Input for this task:

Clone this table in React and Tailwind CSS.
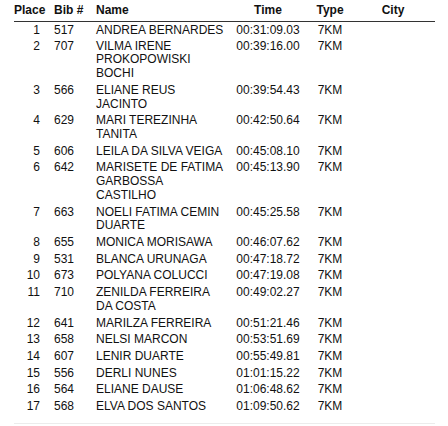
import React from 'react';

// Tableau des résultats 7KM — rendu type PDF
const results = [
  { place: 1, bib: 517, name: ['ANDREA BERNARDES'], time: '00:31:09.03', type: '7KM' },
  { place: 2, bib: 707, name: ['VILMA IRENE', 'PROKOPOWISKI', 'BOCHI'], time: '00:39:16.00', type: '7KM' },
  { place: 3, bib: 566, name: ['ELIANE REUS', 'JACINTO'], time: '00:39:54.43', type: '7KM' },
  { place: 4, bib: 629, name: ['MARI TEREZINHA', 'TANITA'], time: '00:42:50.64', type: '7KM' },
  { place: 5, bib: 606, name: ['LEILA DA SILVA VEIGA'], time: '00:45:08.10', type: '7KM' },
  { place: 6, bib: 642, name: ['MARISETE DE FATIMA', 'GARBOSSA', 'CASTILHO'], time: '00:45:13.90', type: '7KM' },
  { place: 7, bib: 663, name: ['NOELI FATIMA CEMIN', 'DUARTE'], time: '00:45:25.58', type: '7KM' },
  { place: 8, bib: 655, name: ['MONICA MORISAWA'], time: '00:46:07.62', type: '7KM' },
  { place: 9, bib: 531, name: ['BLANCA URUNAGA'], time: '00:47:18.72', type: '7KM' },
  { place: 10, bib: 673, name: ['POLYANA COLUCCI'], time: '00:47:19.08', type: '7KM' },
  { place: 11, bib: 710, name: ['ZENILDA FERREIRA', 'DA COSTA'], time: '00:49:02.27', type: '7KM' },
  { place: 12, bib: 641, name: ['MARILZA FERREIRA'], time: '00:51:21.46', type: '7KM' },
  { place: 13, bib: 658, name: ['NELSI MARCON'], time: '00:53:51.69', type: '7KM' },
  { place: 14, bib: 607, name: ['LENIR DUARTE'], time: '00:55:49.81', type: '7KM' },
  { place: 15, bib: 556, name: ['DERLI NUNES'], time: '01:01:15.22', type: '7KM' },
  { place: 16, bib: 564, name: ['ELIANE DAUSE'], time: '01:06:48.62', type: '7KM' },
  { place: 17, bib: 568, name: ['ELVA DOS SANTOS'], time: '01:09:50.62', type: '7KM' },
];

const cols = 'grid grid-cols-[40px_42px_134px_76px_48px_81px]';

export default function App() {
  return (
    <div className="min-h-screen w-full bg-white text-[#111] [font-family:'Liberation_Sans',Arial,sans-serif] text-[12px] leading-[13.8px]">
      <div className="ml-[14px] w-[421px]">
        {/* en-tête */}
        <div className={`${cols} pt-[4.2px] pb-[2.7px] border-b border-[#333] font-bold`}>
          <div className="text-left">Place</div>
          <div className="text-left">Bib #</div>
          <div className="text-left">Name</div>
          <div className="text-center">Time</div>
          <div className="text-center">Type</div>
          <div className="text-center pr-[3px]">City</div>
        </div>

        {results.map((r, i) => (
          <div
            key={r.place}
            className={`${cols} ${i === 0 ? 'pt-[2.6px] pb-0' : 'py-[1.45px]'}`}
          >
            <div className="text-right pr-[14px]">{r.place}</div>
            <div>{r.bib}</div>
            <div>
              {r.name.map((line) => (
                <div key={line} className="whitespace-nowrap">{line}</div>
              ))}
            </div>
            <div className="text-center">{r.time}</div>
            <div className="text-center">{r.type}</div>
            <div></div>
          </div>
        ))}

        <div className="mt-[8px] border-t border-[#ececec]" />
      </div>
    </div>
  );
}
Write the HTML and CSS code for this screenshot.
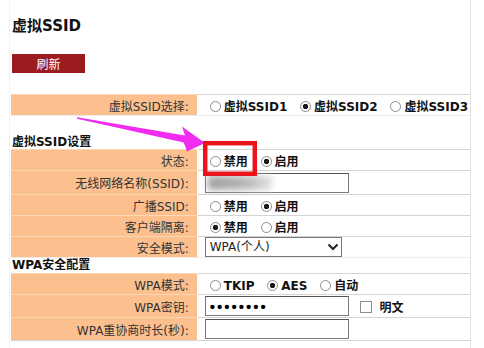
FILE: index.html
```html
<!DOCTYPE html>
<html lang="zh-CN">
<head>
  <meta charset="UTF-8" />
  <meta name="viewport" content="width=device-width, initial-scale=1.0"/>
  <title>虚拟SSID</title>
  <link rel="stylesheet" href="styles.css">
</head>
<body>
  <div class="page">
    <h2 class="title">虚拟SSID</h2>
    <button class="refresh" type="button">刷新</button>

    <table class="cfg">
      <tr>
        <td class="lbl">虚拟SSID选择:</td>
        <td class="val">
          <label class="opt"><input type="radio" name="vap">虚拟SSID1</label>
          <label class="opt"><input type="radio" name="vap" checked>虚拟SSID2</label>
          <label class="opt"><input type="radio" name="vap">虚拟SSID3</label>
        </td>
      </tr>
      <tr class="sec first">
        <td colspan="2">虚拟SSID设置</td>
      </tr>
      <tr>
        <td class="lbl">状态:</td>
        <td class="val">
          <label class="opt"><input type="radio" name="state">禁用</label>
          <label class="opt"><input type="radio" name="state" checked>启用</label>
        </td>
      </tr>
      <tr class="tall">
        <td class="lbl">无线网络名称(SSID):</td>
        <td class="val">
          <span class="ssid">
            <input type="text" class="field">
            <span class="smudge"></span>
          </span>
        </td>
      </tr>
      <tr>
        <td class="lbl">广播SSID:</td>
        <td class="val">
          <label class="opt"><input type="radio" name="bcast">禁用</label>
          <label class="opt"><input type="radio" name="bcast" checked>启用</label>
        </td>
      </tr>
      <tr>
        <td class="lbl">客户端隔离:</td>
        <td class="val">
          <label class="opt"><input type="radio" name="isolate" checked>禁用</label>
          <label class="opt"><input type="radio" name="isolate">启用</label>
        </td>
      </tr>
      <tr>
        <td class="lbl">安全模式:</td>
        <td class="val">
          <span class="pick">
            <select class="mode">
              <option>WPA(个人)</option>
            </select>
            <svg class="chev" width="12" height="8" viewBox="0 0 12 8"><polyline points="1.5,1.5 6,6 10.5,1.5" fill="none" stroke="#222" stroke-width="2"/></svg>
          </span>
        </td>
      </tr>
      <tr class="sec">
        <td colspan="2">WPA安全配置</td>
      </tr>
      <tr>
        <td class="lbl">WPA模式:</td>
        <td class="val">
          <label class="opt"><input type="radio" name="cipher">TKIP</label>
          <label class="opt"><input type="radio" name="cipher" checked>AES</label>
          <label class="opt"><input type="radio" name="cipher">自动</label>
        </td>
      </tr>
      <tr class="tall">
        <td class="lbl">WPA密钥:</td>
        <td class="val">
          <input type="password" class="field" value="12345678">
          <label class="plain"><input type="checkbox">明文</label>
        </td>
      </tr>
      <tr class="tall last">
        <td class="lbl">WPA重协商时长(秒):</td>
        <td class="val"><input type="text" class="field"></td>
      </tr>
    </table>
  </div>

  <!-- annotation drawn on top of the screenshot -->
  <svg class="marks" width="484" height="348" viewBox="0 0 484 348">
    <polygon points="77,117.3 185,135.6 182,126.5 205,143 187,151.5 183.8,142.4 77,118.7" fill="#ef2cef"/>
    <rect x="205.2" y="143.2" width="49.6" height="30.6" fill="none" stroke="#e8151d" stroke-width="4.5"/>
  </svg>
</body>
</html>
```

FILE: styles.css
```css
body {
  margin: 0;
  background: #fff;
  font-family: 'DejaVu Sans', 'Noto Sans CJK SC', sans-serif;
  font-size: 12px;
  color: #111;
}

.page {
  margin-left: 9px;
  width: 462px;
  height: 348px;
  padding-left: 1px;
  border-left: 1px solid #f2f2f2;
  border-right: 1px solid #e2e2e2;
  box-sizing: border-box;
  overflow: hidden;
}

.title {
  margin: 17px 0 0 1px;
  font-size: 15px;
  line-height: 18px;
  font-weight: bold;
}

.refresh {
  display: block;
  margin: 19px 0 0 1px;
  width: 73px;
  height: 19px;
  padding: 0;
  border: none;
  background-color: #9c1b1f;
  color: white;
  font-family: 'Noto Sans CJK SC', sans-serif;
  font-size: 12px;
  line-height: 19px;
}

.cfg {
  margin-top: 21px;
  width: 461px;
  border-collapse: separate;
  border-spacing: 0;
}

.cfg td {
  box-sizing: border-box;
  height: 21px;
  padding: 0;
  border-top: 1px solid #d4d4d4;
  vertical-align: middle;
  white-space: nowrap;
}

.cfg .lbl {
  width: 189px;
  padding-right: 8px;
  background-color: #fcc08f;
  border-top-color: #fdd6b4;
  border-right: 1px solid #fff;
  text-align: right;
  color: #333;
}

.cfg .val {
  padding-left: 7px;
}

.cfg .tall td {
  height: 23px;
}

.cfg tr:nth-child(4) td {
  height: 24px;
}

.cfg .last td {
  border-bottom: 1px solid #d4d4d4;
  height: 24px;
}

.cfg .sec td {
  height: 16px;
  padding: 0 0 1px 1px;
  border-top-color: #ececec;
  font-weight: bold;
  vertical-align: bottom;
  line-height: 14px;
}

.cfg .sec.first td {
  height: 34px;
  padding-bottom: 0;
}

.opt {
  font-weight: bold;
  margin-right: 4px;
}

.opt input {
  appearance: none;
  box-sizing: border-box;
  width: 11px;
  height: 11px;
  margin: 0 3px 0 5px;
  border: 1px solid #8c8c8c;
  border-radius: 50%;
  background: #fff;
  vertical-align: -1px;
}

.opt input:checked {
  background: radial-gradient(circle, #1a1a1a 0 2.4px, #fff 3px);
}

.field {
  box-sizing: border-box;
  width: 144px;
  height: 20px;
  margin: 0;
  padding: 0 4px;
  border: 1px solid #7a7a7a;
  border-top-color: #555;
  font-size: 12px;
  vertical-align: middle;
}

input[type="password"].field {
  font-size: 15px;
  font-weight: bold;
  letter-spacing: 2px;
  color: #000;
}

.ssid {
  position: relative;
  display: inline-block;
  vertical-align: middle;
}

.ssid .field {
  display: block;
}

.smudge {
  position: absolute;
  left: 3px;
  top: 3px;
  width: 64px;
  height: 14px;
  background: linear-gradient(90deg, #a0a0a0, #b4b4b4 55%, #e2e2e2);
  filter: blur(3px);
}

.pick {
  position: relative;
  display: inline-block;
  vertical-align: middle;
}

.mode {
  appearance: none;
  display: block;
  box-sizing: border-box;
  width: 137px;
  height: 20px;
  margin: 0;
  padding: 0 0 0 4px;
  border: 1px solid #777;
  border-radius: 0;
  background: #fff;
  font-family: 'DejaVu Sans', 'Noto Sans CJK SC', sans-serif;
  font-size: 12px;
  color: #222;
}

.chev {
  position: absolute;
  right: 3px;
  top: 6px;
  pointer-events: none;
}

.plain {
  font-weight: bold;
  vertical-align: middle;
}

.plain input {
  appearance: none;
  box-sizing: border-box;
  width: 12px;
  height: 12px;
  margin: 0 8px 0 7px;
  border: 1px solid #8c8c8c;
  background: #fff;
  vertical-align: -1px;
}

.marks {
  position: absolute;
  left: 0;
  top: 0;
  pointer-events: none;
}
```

Request: Exactly reproduce the run of lines from the start of the listing through the line with "import React from 'react';", inclusive; pictures are not copied.

Problem solution:
Clone this table in React and Tailwind CSS.
import React from 'react';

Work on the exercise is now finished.